Development of robust fish farm technology

Published 31 March 2016

Norway's aquaculture industry has grown to be an important sector, exporting large quantities of farmed fish. The industry is continuously making efforts to improve the functionality and safety of its aquaculture facilities.

Aquaculture cage

Since 2011, MARINTEK has been heavily involved in testing conventional sea-cages and new concepts. There has been a great deal of interest in surveying the capacities of existing facilities.

Special focus has been put on securing them against escapes. Farmed salmon escaped through holes in sea-cage nets during the "Berit" and "Dagmar" storms in late autumn 2011, and model tests in MARINTEK's Ocean Laboratory showed that the nets were damaged by whips blows from vertical chains under conditions of high waves and strong currents. Trials of new designs resulted in improved netting systems. One system has later been patented, and several such cages have already been supplied to the industry.

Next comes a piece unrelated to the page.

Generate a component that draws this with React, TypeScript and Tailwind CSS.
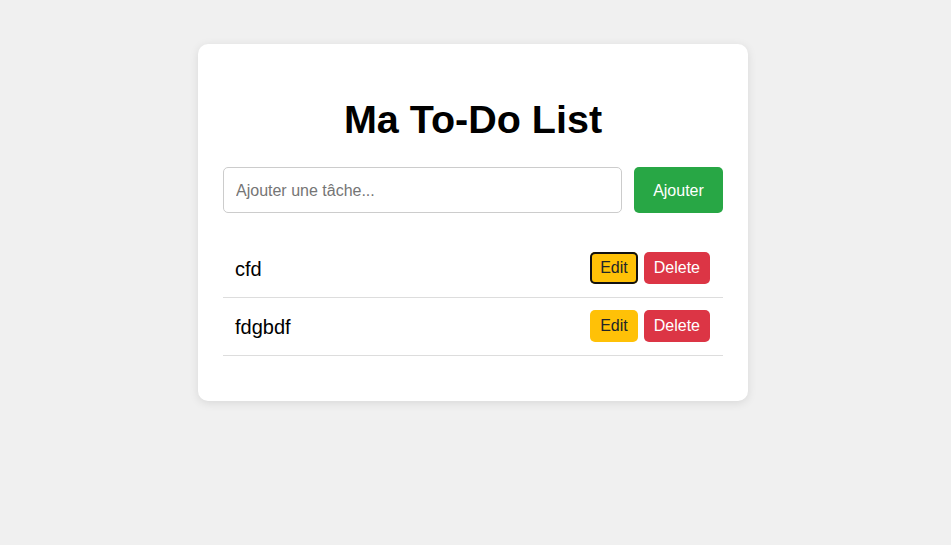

The Aqualine company was nominated for the 2013 Innovation Prize at the international Aqua-Nor Trade Fair in Trondheim, for its newly developed "Aqualine Midgard System" sea-cages. The system offers new possibilities for aquaculture at particularly exposed locations, and was developed in collaboration with MARINTEK, following comprehensive testing the Ocean Laboratory.

In spring 2013, a systematic series of tests was performed to study traditional sea-cage systems. Variants of a number of components were tested in order to evaluate the potential for improvements in existing installations. The tests were financed by the Fishery and Aquaculture Industry Research Fund (FHF), and was a cooperative project of MARINTEK and SINTEF Fisheries and Aquaculture.

In 2013, NTNU carried out a series of experimental studies in one of MARINTEK's laboratories, in which a conventional sea-cage containing 800 small salmon was tested under various wave and current conditions. The aim was to find out whether the fish in a sea-cage affect its mooring system. The study revealed that they had only a slight effect on mooring forces, even with the maximum permitted volume of fish of 2.5% of the total volume of the sea-cage.